In contrast to decades ago, however, most pipe manufactured today is undersized, and often at or very near the 12.5% lower tolerance limit allowed by ASTM. This means that the new 10" schedule 40 pipe intended for a new cooling tower is not 0.365" as stamped on its side, but often 12.5% below that dimension or in fact closer to 0.319".
In the above photo, all uninstalled new 6" schedule 40 cooling tower pipe for this project was documented as having a wall thickness of near 0.248". That is 0.032" or 11.4% under its ASTM A53 specification. For an extremely competitive market in which steel pipe from as far away as China, Oman, Turkey and Thailand is being supplied, manufacturers have taken full advantage of the wide +/- 25% wall thickness tolerance that still exists from the early 1900s.
The issue of undersized pipe is so pervasive today that we rarely ever measure new pipe manufactured near its intended ASTM thickness specification—a finding that holds true for carbon steel, galvanized steel and copper pipe.
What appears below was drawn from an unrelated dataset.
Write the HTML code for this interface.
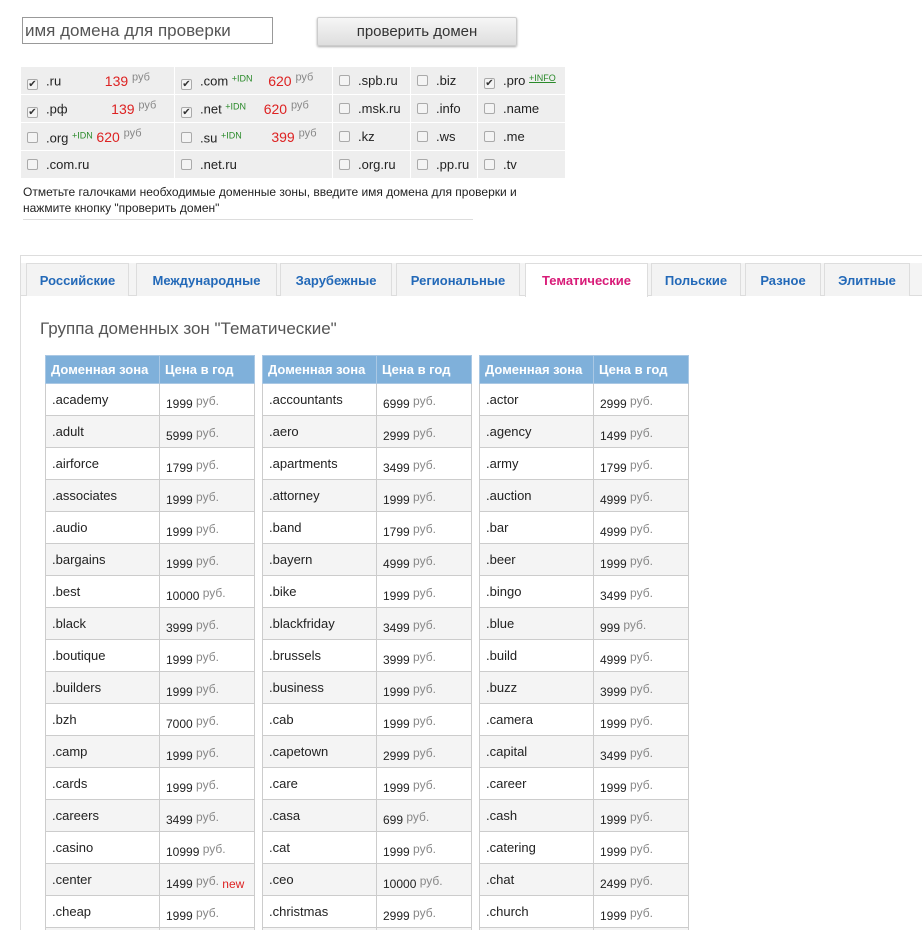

And while a 12.5% loss of pipe wall to 12" schedule 40 pipe is tolerable, it becomes critically threatening when similarly reduced from schedule 10 or schedule 7 thin wall fire sprinkler pipe.
Cumulative Negative Impact
Multiple changes to the piping industry present significant although mostly unrecognized threats to every building owner, developer, property manager, chief engineer and professional engineer.
The advanced piping failures we regularly document at newer building properties are in stark contrast to virtually every older building similarly evaluated, and are becoming far more dramatic in comparison due to:
- Less effective chemical treatment
- Lower quality pipe
- Complicated piping layouts
- Thinner pipe schedules
- Undersized pipe wall thickness
- Ineffective water filtration
- Green influences
In many respects, it is a "perfect storm" of critically interdependent issues all moving in the wrong direction. And from our perspective, reinforced often, there seems to be no interest or incentive to reverse its course.